*CHALLENGE*
Your task is to repeat the lines below exactly, excluding any pictures they contain.

*DATASET EXTRACT*

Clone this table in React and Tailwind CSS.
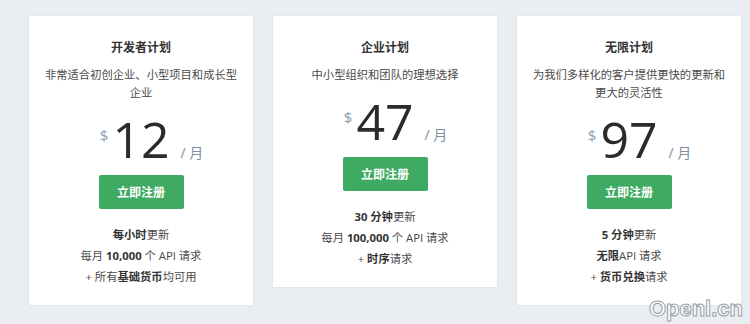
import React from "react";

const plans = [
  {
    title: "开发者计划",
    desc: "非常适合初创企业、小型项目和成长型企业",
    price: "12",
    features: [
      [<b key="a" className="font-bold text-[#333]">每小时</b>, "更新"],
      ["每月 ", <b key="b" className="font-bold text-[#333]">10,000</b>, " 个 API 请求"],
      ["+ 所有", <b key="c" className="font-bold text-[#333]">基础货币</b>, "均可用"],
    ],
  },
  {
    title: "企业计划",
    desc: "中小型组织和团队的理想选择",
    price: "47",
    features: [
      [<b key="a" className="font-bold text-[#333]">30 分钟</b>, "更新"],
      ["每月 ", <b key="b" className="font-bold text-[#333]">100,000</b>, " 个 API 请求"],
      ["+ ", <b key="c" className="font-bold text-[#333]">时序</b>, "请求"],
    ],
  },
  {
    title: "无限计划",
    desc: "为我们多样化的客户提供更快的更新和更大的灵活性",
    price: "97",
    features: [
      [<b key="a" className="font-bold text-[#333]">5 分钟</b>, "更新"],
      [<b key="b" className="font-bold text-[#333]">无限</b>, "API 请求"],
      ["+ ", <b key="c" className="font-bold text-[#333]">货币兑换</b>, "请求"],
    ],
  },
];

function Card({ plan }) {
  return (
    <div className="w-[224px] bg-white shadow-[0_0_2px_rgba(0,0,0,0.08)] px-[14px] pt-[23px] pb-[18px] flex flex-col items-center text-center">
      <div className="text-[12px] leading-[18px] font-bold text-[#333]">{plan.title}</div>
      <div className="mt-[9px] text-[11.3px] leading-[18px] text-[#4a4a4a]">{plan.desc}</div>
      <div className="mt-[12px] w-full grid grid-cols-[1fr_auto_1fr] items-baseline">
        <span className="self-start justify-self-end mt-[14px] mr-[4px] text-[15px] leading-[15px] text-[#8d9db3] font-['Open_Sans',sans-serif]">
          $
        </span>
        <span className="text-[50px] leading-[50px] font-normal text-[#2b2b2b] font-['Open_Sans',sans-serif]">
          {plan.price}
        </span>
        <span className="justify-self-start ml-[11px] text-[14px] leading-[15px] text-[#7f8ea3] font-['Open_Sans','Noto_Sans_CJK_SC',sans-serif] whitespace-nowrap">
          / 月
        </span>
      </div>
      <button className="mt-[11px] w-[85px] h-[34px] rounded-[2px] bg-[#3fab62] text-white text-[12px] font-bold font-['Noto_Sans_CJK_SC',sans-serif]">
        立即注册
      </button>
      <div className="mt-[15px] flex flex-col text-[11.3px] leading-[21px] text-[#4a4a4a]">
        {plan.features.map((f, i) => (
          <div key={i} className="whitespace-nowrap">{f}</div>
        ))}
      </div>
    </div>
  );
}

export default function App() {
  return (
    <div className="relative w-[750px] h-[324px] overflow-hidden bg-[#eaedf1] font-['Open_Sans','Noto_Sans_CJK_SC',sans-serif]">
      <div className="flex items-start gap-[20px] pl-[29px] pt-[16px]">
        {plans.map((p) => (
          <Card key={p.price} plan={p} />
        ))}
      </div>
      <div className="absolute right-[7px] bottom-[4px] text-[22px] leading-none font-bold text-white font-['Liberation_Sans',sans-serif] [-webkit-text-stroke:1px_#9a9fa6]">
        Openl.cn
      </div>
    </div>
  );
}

*RESPONSE TO THIS EXERCISE*
Clone this table in React and Tailwind CSS.
import React from "react";

const plans = [
  {
    title: "开发者计划",
    desc: "非常适合初创企业、小型项目和成长型企业",
    price: "12",
    features: [
      [<b key="a" className="font-bold text-[#333]">每小时</b>, "更新"],
      ["每月 ", <b key="b" className="font-bold text-[#333]">10,000</b>, " 个 API 请求"],
      ["+ 所有", <b key="c" className="font-bold text-[#333]">基础货币</b>, "均可用"],
    ],
  },
  {
    title: "企业计划",
    desc: "中小型组织和团队的理想选择",
    price: "47",
    features: [
      [<b key="a" className="font-bold text-[#333]">30 分钟</b>, "更新"],
      ["每月 ", <b key="b" className="font-bold text-[#333]">100,000</b>, " 个 API 请求"],
      ["+ ", <b key="c" className="font-bold text-[#333]">时序</b>, "请求"],
    ],
  },
  {
    title: "无限计划",
    desc: "为我们多样化的客户提供更快的更新和更大的灵活性",
    price: "97",
    features: [
      [<b key="a" className="font-bold text-[#333]">5 分钟</b>, "更新"],
      [<b key="b" className="font-bold text-[#333]">无限</b>, "API 请求"],
      ["+ ", <b key="c" className="font-bold text-[#333]">货币兑换</b>, "请求"],
    ],
  },
];

function Card({ plan }) {
  return (
    <div className="w-[224px] bg-white shadow-[0_0_2px_rgba(0,0,0,0.08)] px-[14px] pt-[23px] pb-[18px] flex flex-col items-center text-center">
      <div className="text-[12px] leading-[18px] font-bold text-[#333]">{plan.title}</div>
      <div className="mt-[9px] text-[11.3px] leading-[18px] text-[#4a4a4a]">{plan.desc}</div>
      <div className="mt-[12px] w-full grid grid-cols-[1fr_auto_1fr] items-baseline">
        <span className="self-start justify-self-end mt-[14px] mr-[4px] text-[15px] leading-[15px] text-[#8d9db3] font-['Open_Sans',sans-serif]">
          $
        </span>
        <span className="text-[50px] leading-[50px] font-normal text-[#2b2b2b] font-['Open_Sans',sans-serif]">
          {plan.price}
        </span>
        <span className="justify-self-start ml-[11px] text-[14px] leading-[15px] text-[#7f8ea3] font-['Open_Sans','Noto_Sans_CJK_SC',sans-serif] whitespace-nowrap">
          / 月
        </span>
      </div>
      <button className="mt-[11px] w-[85px] h-[34px] rounded-[2px] bg-[#3fab62] text-white text-[12px] font-bold font-['Noto_Sans_CJK_SC',sans-serif]">
        立即注册
      </button>
      <div className="mt-[15px] flex flex-col text-[11.3px] leading-[21px] text-[#4a4a4a]">
        {plan.features.map((f, i) => (
          <div key={i} className="whitespace-nowrap">{f}</div>
        ))}
      </div>
    </div>
  );
}

export default function App() {
  return (
    <div className="relative w-[750px] h-[324px] overflow-hidden bg-[#eaedf1] font-['Open_Sans','Noto_Sans_CJK_SC',sans-serif]">
      <div className="flex items-start gap-[20px] pl-[29px] pt-[16px]">
        {plans.map((p) => (
          <Card key={p.price} plan={p} />
        ))}
      </div>
      <div className="absolute right-[7px] bottom-[4px] text-[22px] leading-none font-bold text-white font-['Liberation_Sans',sans-serif] [-webkit-text-stroke:1px_#9a9fa6]">
        Openl.cn
      </div>
    </div>
  );
}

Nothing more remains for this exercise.